Submodular Based Unsupervised Data Selection

Aiying ZHANG  Chongjia NI  

IEICE TRANSACTIONS on Information and Systems   Vol.E101-D   No.6   pp.1591-1604
Publication Date: 2018/06/01
Online ISSN: 1745-1361
DOI: 10.1587/transinf.2017EDP7367
Type of Manuscript: PAPER
Category: Speech and Hearing
keyword spotting,  submodular,  multilingual data selection,  language identification,  recurrent neural network long short term memory,  

Full Text: PDF(1.7MB)
>>Buy this Article

Automatic speech recognition (ASR) and keyword search (KWS) have more and more found their way into our everyday lives, and their successes could boil down lots of factors.
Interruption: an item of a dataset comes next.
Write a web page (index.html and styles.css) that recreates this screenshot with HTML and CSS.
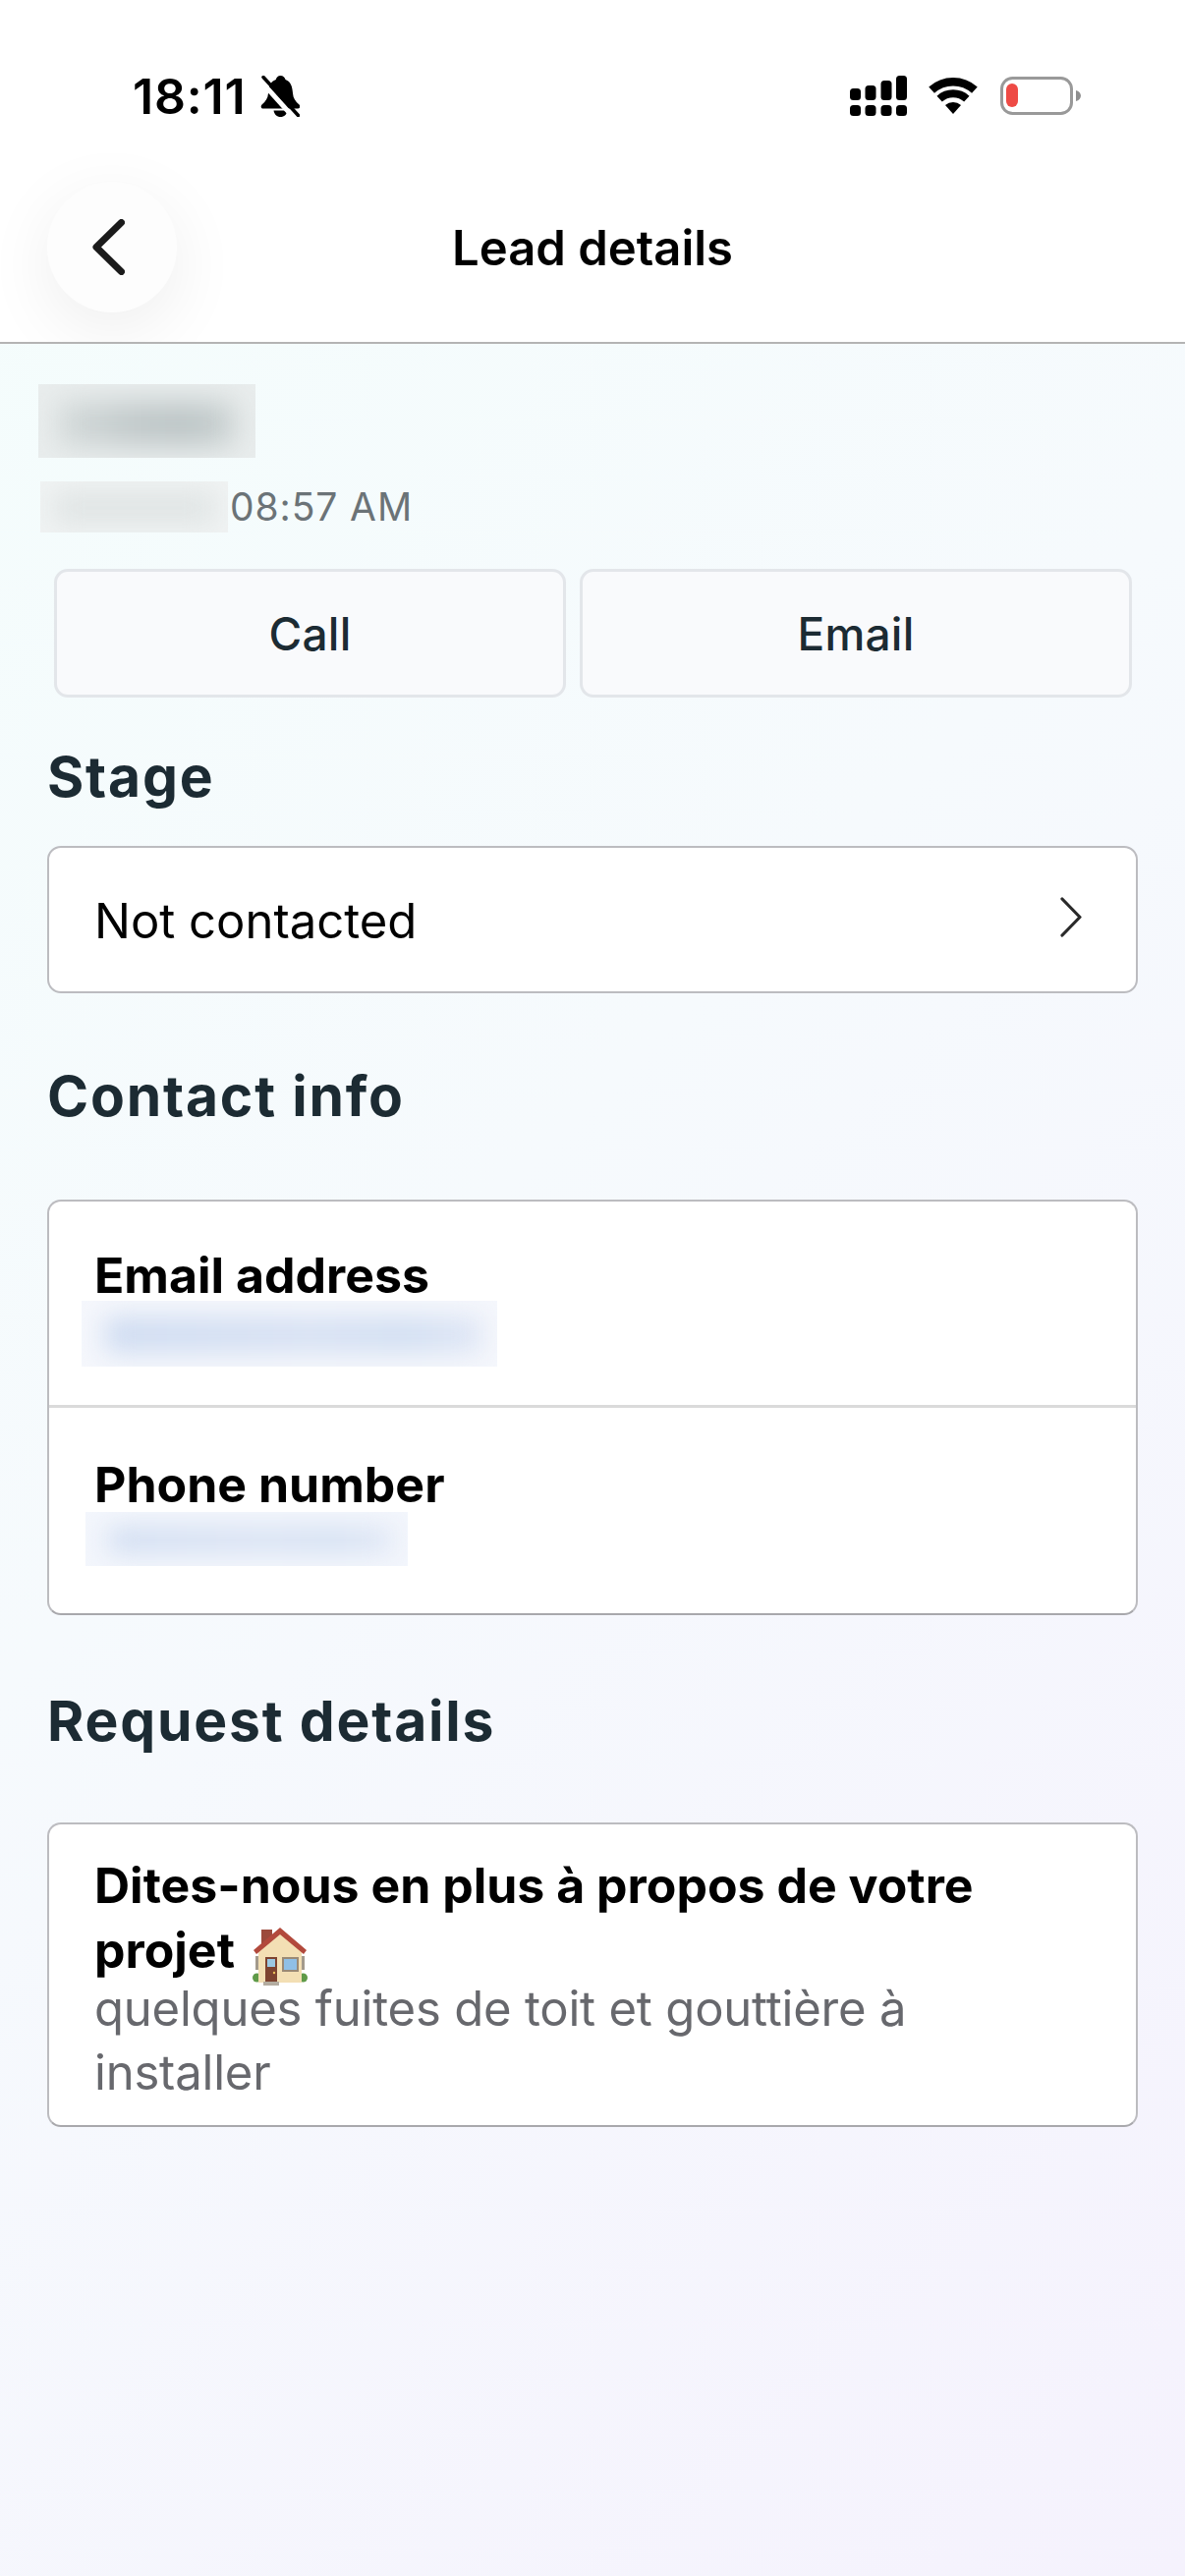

In these factors, large scale of speech data used for acoustic modeling is the key factor. However, it is difficult and time-consuming to acquire large scale of transcribed speech data for some languages, especially for low-resource languages. Thus, at low-resource condition, it becomes important with which transcribed data for acoustic modeling for improving the performance of ASR and KWS. In view of using acoustic data for acoustic modeling, there are two different ways. One is using the target language data, and another is using large scale of other source languages data for cross-lingual transfer. In this paper, we propose some approaches for efficient selecting acoustic data for acoustic modeling. For target language data, a submodular based unsupervised data selection approach is proposed. The submodular based unsupervised data selection could select more informative and representative utterances for manual transcription for acoustic modeling. For other source languages data, the high misclassified as target language based submodular multilingual data selection approach and knowledge based group multilingual data selection approach are proposed. When using selected multilingual data for multilingual deep neural network training for cross-lingual transfer, it could improve the performance of ASR and KWS of target language. When comparing our proposed multilingual data selection approach with language identification based multilingual data selection approach, our proposed approach also obtains better effect. In this paper, we also analyze and compare the language factor and the acoustic factor influence on the performance of ASR and KWS. The influence of different scale of target language data on the performance of ASR and KWS at mono-lingual condition and cross-lingual condition are also compared and analyzed, and some significant conclusions can be concluded.